_Given material_.
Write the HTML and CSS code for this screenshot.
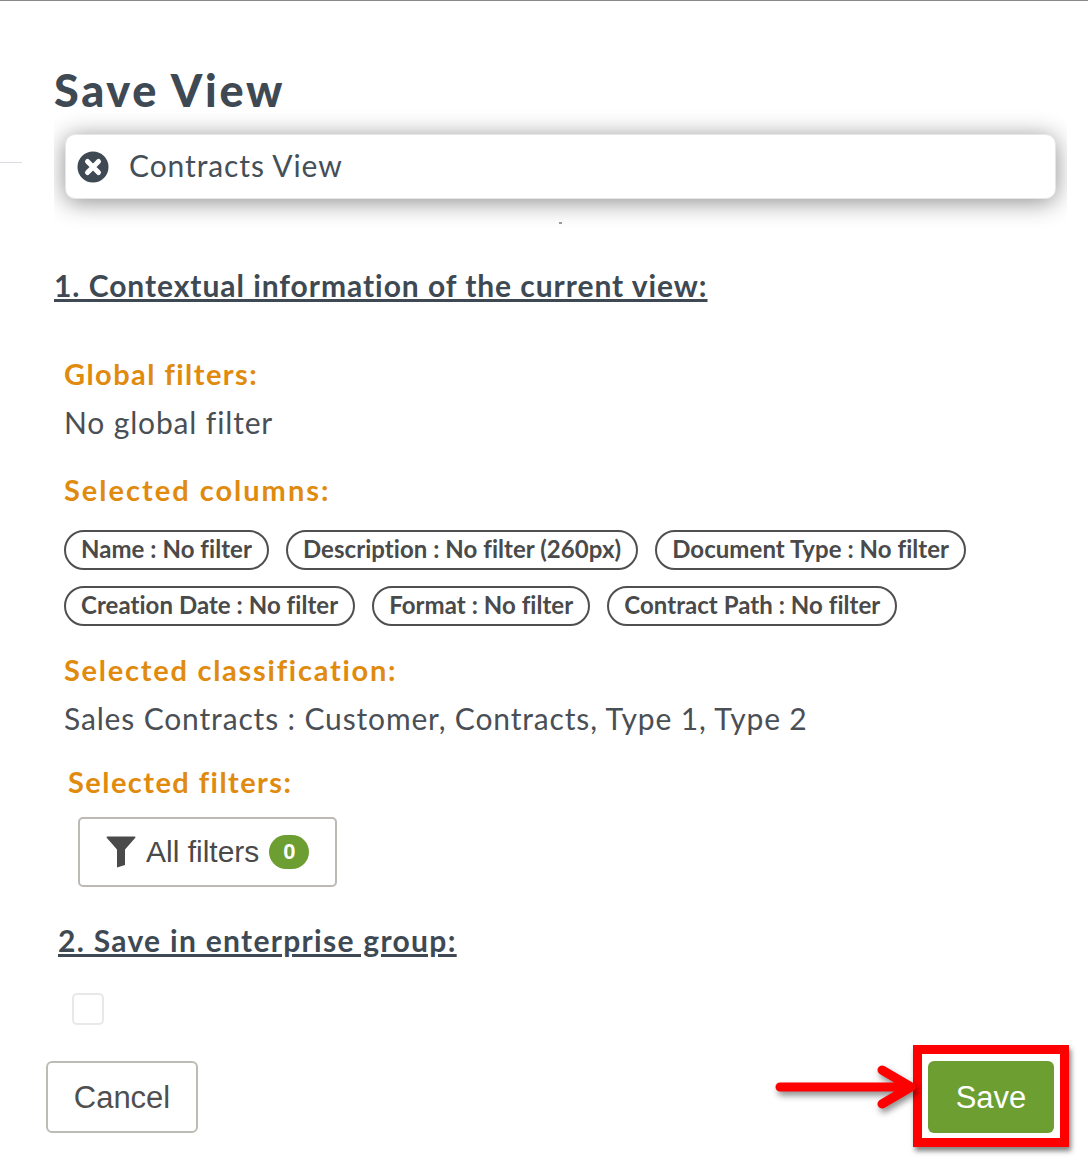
FILE: index.html
```html
<!DOCTYPE html>
<html lang="en">

<head>
    <meta charset="UTF-8">
    <meta name="viewport" content="width=device-width, initial-scale=1.0">
    <title>Save View</title>

    <link rel="stylesheet" href="styles.css">
</head>

<body>

    <div class="side-line"></div>

    <div class="dialog">
        <h1 class="dialog-title">Save View</h1>

        <div class="name-wrap">
            <div class="name-field">
                <svg class="clear-icon" width="32" height="32" viewBox="0 0 32 32">
                    <circle cx="16" cy="16" r="15.5" fill="#3e4953" />
                    <path d="M10.5 10.5 L21.5 21.5 M21.5 10.5 L10.5 21.5" stroke="#fff" stroke-width="5" stroke-linecap="round" />
                </svg>
                <span class="name-value">Contracts View</span>
            </div>
            <div class="speck"></div>
        </div>

        <h2 class="section-title section-one">1. Contextual information of the current view:</h2>

        <div class="context">
            <h3 class="label label-global">Global filters:</h3>
            <p class="value">No global filter</p>

            <h3 class="label label-columns">Selected columns:</h3>
            <div class="chips">
                <span class="chip">Name : No filter</span>
                <span class="chip">Description : No filter (260px)</span>
                <span class="chip">Document Type : No filter</span>
                <span class="chip">Creation Date : No filter</span>
                <span class="chip">Format : No filter</span>
                <span class="chip">Contract Path : No filter</span>
            </div>

            <h3 class="label label-class">Selected classification:</h3>
            <p class="value">Sales Contracts : Customer, Contracts, Type 1, Type 2</p>

            <h3 class="label label-filters">Selected filters:</h3>
            <button class="filters-btn">
                <svg width="30" height="32" viewBox="0 0 30 32">
                    <path d="M0.5 1.5 Q0.5 0.5 1.5 0.5 H28.5 Q29.5 0.5 29.5 1.5 L19 13.5 V29 L11 31.5 V13.5 Z" fill="#4a4a4a" />
                </svg>
                <span>All filters</span>
                <span class="count">0</span>
            </button>
        </div>

        <h2 class="section-title section-two">2. Save in enterprise group:</h2>
        <div class="group-check"></div>

        <div class="dialog-footer">
            <button class="btn btn-cancel">Cancel</button>
            <button class="btn btn-save">Save</button>
        </div>
    </div>

    <!-- annotation on top of the screenshot -->
    <div class="mark-box"></div>
    <svg class="mark-arrow" width="150" height="60" viewBox="0 0 150 60">
        <path d="M8 23 H136 M110 6 L139 23 L110 40" fill="none" stroke="#fe0000" stroke-width="9" stroke-linecap="round" stroke-linejoin="round" />
    </svg>

</body>

</html>
```

FILE: styles.css
```css
html,
body {
    margin: 0;
    height: 100%;
    background-color: #fff;
}

body {
    position: relative;
    height: 1166px;
    overflow: hidden;
    border-top: 1px solid #8a8a8a;
    box-sizing: border-box;
    font-family: Lato, "Open Sans", sans-serif;
    color: #3e4953;
}

.side-line {
    position: absolute;
    left: 0;
    top: 161px;
    width: 22px;
    height: 1px;
    background-color: #dcdce4;
}

.dialog {
    display: flex;
    flex-direction: column;
    align-items: flex-start;
    padding: 0 21px 0 54px;
}

.dialog-title {
    margin: 63px 0 0;
    height: 46px;
    font-size: 45px;
    line-height: 52px;
    font-weight: 900;
    letter-spacing: 2.7px;
    color: #3e4953;
}

.name-wrap {
    position: relative;
    align-self: stretch;
    height: 122px;
    padding: 24px 11px 0;
    box-sizing: border-box;
    overflow: hidden;
}

.name-field {
    display: flex;
    align-items: center;
    gap: 20px;
    height: 65px;
    padding-left: 11px;
    box-sizing: border-box;
    border: 1px solid #e6e6e6;
    border-radius: 10px;
    background-color: #fff;
    box-shadow: 0 3px 24px rgba(0, 0, 0, 0.45);
}

.name-value {
    margin-top: -4px;
    font-size: 30px;
    font-weight: 400;
    letter-spacing: 0.9px;
    color: #444f58;
}

.speck {
    position: absolute;
    left: 505px;
    top: 112px;
    width: 3px;
    height: 2px;
    background-color: #9a9a9a;
}

.section-title {
    margin: 0;
    font-size: 30px;
    line-height: 36px;
    font-weight: 700;
    letter-spacing: 0.95px;
    color: #3e4953;
    text-decoration: underline;
}

.section-one {
    margin-top: 35px;
}

.context {
    padding-left: 10px;
    margin-top: 53px;
}

.label {
    margin: 0;
    font-size: 29px;
    line-height: 36px;
    font-weight: 700;
    letter-spacing: 1.45px;
    color: #e08a0e;
}

.value {
    margin: 12px 0 0;
    font-size: 30px;
    line-height: 36px;
    letter-spacing: 0.85px;
    color: #4a4f55;
}

.label-columns {
    margin-top: 32px;
    letter-spacing: 2px;
}

.chips {
    display: flex;
    flex-wrap: wrap;
    gap: 16px 17px;
    margin-top: 22px;
    width: 920px;
}

.chip {
    height: 40px;
    padding: 0 15px;
    box-sizing: border-box;
    border: 2px solid #4f4f4f;
    border-radius: 20px;
    font-size: 24px;
    line-height: 34px;
    font-weight: 700;
    letter-spacing: 0.05px;
    color: #4a4a4a;
}

.label-class {
    margin-top: 26px;
    letter-spacing: 1.75px;
}

.label-filters {
    margin: 28px 0 0 4px;
}

.filters-btn {
    display: flex;
    align-items: center;
    gap: 10px;
    width: 259px;
    height: 70px;
    margin: 17px 0 0 14px;
    padding: 0 0 0 26px;
    box-sizing: border-box;
    border: 2px solid #bdb9b5;
    border-radius: 5px;
    background-color: #fff;
    font-family: "Liberation Sans", Arial, sans-serif;
    font-size: 30px;
    color: #4a4a4a;
}

.count {
    width: 40px;
    height: 34px;
    border-radius: 17px;
    background-color: #6c9e31;
    color: #fff;
    font-size: 22px;
    font-weight: 700;
    line-height: 34px;
    text-align: center;
}

.section-two {
    margin: 35px 0 0 4px;
    letter-spacing: 1.3px;
}

.group-check {
    width: 32px;
    height: 32px;
    margin: 35px 0 0 18px;
    box-sizing: border-box;
    border: 2px solid #e8e8e8;
    border-radius: 5px;
}

.dialog-footer {
    align-self: stretch;
    display: flex;
    justify-content: space-between;
    margin: 36px 0 0 -8px;
    padding-right: 13px;
}

.btn {
    height: 72px;
    padding-top: 2px;
    box-sizing: border-box;
    border-radius: 6px;
    font-family: "Liberation Sans", Arial, sans-serif;
    font-size: 31px;
}

.btn-cancel {
    width: 152px;
    border: 2px solid #bcbcb4;
    background-color: #fff;
    color: #4f4f4f;
}

.btn-save {
    width: 126px;
    border: none;
    background-color: #6c9e31;
    color: #fff;
}

.mark-box {
    position: absolute;
    left: 913px;
    top: 1044px;
    width: 156px;
    height: 102px;
    box-sizing: border-box;
    border: 9px solid #fe0000;
    box-shadow: 2px 4px 5px rgba(0, 0, 0, 0.5);
}

.mark-arrow {
    position: absolute;
    left: 772px;
    top: 1063px;
    filter: drop-shadow(2px 4px 3px rgba(0, 0, 0, 0.45));
}
```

_Problem_. Collect from the data above every line that includes "screenshot".

_The completed task_.
Write the HTML and CSS code for this screenshot.
    <!-- annotation on top of the screenshot -->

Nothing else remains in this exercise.